◆ **AIM**: Set down each line of the data below exactly as it stands, dropping the pictures.

◆ **DATA LINES**:
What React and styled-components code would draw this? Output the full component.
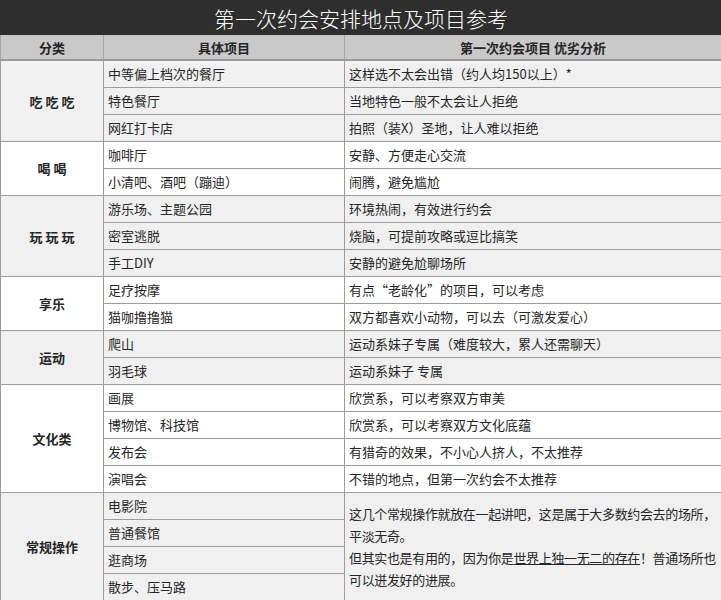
import styled, { createGlobalStyle } from "styled-components"

const groups = [
    {
        name: "吃 吃 吃",
        shade: true,
        rows: [
            ["中等偏上档次的餐厅", "这样选不太会出错（约人均150以上）*"],
            ["特色餐厅", "当地特色一般不太会让人拒绝"],
            ["网红打卡店", "拍照（装X）圣地，让人难以拒绝"]
        ]
    },
    {
        name: "喝 喝",
        rows: [
            ["咖啡厅", "安静、方便走心交流"],
            ["小清吧、酒吧（蹦迪）", "闹腾，避免尴尬"]
        ]
    },
    {
        name: "玩 玩 玩",
        shade: true,
        rows: [
            ["游乐场、主题公园", "环境热闹，有效进行约会"],
            ["密室逃脱", "烧脑，可提前攻略或逗比搞笑"],
            ["手工DIY", "安静的避免尬聊场所"]
        ]
    },
    {
        name: "享乐",
        rows: [
            ["足疗按摩", "有点“老龄化”的项目，可以考虑"],
            ["猫咖撸撸猫", "双方都喜欢小动物，可以去（可激发爱心）"]
        ]
    },
    {
        name: "运动",
        shade: true,
        rows: [
            ["爬山", "运动系妹子专属（难度较大，累人还需聊天）"],
            ["羽毛球", "运动系妹子 专属"]
        ]
    },
    {
        name: "文化类",
        rows: [
            ["画展", "欣赏系，可以考察双方审美"],
            ["博物馆、科技馆", "欣赏系，可以考察双方文化底蕴"],
            ["发布会", "有猎奇的效果，不小心人挤人，不太推荐"],
            ["演唱会", "不错的地点，但第一次约会不太推荐"]
        ]
    }
]

const common = ["电影院", "普通餐馆", "逛商场", "散步、压马路"]

const Global = createGlobalStyle`
body{
    margin:0;
    background:#fff;
    font-family:"Noto Sans CJK SC","Liberation Sans",sans-serif;
}
`

const Sheet = styled.table`
width:721px;
border-collapse:collapse;
table-layout:fixed;
font-size:13px;
color:#262626;
`

const Title = styled.th`
height:33px;
padding:0;
background:#2e2e2e;
color:#fff;
font-size:21px;
font-weight:300;
text-align:center;
border:1px solid #2e2e2e;
`

const Head = styled.th`
height:24px;
padding:0;
background:#c9c9c9;
font-weight:bold;
font-size:13px;
text-align:center;
border:1px solid #a8a8a8;
border-bottom:2px solid #9a9a9a;
`

const Row = styled.tr`
background:${p => p.$shade ? "#f0f0f0" : "#fff"};
`

const Category = styled.td`
padding:0;
font-weight:bold;
text-align:center;
border:1px solid #9c9c9c;
`

const Cell = styled.td`
height:26px;
padding:0 4px;
line-height:18px;
white-space:nowrap;
border:1px solid #9c9c9c;
`

const Note = styled.td`
padding:0 4px;
line-height:22px;
letter-spacing:-0.35px;
white-space:nowrap;
vertical-align:middle;
border:1px solid #9c9c9c;
`

const Mark = styled.span`
text-decoration:underline;
`

export default function App(){
    return(
        <>
            <Global/>
            <Sheet>
                <colgroup>
                    <col style={{width:"103px"}}/>
                    <col style={{width:"241px"}}/>
                    <col style={{width:"377px"}}/>
                </colgroup>
                <thead>
                    <tr><Title colSpan={3}>第一次约会安排地点及项目参考</Title></tr>
                    <tr>
                        <Head>分类</Head>
                        <Head>具体项目</Head>
                        <Head>第一次约会项目 优劣分析</Head>
                    </tr>
                </thead>
                <tbody>
                    {groups.map(g => g.rows.map((r, i) => (
                        <Row key={g.name + i} $shade={g.shade}>
                            {i === 0 && <Category rowSpan={g.rows.length}>{g.name}</Category>}
                            <Cell>{r[0]}</Cell>
                            <Cell>{r[1]}</Cell>
                        </Row>
                    )))}
                    {common.map((item, i) => (
                        <Row key={item} $shade>
                            {i === 0 && <Category rowSpan={4}>常规操作</Category>}
                            <Cell>{item}</Cell>
                            {i === 0 && (
                                <Note rowSpan={4}>
                                    这几个常规操作就放在一起讲吧，这是属于大多数约会去的场所，<br/>
                                    平淡无奇。<br/>
                                    但其实也是有用的，因为你是<Mark>世界上独一无二的存在</Mark>！普通场所也<br/>
                                    可以迸发好的进展。
                                </Note>
                            )}
                        </Row>
                    ))}
                </tbody>
            </Sheet>
        </>
    )
}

◆ **SOLUTION TO THE PROBLEM**:
What React and styled-components code would draw this? Output the full component.
import styled, { createGlobalStyle } from "styled-components"

const groups = [
    {
        name: "吃 吃 吃",
        shade: true,
        rows: [
            ["中等偏上档次的餐厅", "这样选不太会出错（约人均150以上）*"],
            ["特色餐厅", "当地特色一般不太会让人拒绝"],
            ["网红打卡店", "拍照（装X）圣地，让人难以拒绝"]
        ]
    },
    {
        name: "喝 喝",
        rows: [
            ["咖啡厅", "安静、方便走心交流"],
            ["小清吧、酒吧（蹦迪）", "闹腾，避免尴尬"]
        ]
    },
    {
        name: "玩 玩 玩",
        shade: true,
        rows: [
            ["游乐场、主题公园", "环境热闹，有效进行约会"],
            ["密室逃脱", "烧脑，可提前攻略或逗比搞笑"],
            ["手工DIY", "安静的避免尬聊场所"]
        ]
    },
    {
        name: "享乐",
        rows: [
            ["足疗按摩", "有点“老龄化”的项目，可以考虑"],
            ["猫咖撸撸猫", "双方都喜欢小动物，可以去（可激发爱心）"]
        ]
    },
    {
        name: "运动",
        shade: true,
        rows: [
            ["爬山", "运动系妹子专属（难度较大，累人还需聊天）"],
            ["羽毛球", "运动系妹子 专属"]
        ]
    },
    {
        name: "文化类",
        rows: [
            ["画展", "欣赏系，可以考察双方审美"],
            ["博物馆、科技馆", "欣赏系，可以考察双方文化底蕴"],
            ["发布会", "有猎奇的效果，不小心人挤人，不太推荐"],
            ["演唱会", "不错的地点，但第一次约会不太推荐"]
        ]
    }
]

const common = ["电影院", "普通餐馆", "逛商场", "散步、压马路"]

const Global = createGlobalStyle`
body{
    margin:0;
    background:#fff;
    font-family:"Noto Sans CJK SC","Liberation Sans",sans-serif;
}
`

const Sheet = styled.table`
width:721px;
border-collapse:collapse;
table-layout:fixed;
font-size:13px;
color:#262626;
`

const Title = styled.th`
height:33px;
padding:0;
background:#2e2e2e;
color:#fff;
font-size:21px;
font-weight:300;
text-align:center;
border:1px solid #2e2e2e;
`

const Head = styled.th`
height:24px;
padding:0;
background:#c9c9c9;
font-weight:bold;
font-size:13px;
text-align:center;
border:1px solid #a8a8a8;
border-bottom:2px solid #9a9a9a;
`

const Row = styled.tr`
background:${p => p.$shade ? "#f0f0f0" : "#fff"};
`

const Category = styled.td`
padding:0;
font-weight:bold;
text-align:center;
border:1px solid #9c9c9c;
`

const Cell = styled.td`
height:26px;
padding:0 4px;
line-height:18px;
white-space:nowrap;
border:1px solid #9c9c9c;
`

const Note = styled.td`
padding:0 4px;
line-height:22px;
letter-spacing:-0.35px;
white-space:nowrap;
vertical-align:middle;
border:1px solid #9c9c9c;
`

const Mark = styled.span`
text-decoration:underline;
`

export default function App(){
    return(
        <>
            <Global/>
            <Sheet>
                <colgroup>
                    <col style={{width:"103px"}}/>
                    <col style={{width:"241px"}}/>
                    <col style={{width:"377px"}}/>
                </colgroup>
                <thead>
                    <tr><Title colSpan={3}>第一次约会安排地点及项目参考</Title></tr>
                    <tr>
                        <Head>分类</Head>
                        <Head>具体项目</Head>
                        <Head>第一次约会项目 优劣分析</Head>
                    </tr>
                </thead>
                <tbody>
                    {groups.map(g => g.rows.map((r, i) => (
                        <Row key={g.name + i} $shade={g.shade}>
                            {i === 0 && <Category rowSpan={g.rows.length}>{g.name}</Category>}
                            <Cell>{r[0]}</Cell>
                            <Cell>{r[1]}</Cell>
                        </Row>
                    )))}
                    {common.map((item, i) => (
                        <Row key={item} $shade>
                            {i === 0 && <Category rowSpan={4}>常规操作</Category>}
                            <Cell>{item}</Cell>
                            {i === 0 && (
                                <Note rowSpan={4}>
                                    这几个常规操作就放在一起讲吧，这是属于大多数约会去的场所，<br/>
                                    平淡无奇。<br/>
                                    但其实也是有用的，因为你是<Mark>世界上独一无二的存在</Mark>！普通场所也<br/>
                                    可以迸发好的进展。
                                </Note>
                            )}
                        </Row>
                    ))}
                </tbody>
            </Sheet>
        </>
    )
}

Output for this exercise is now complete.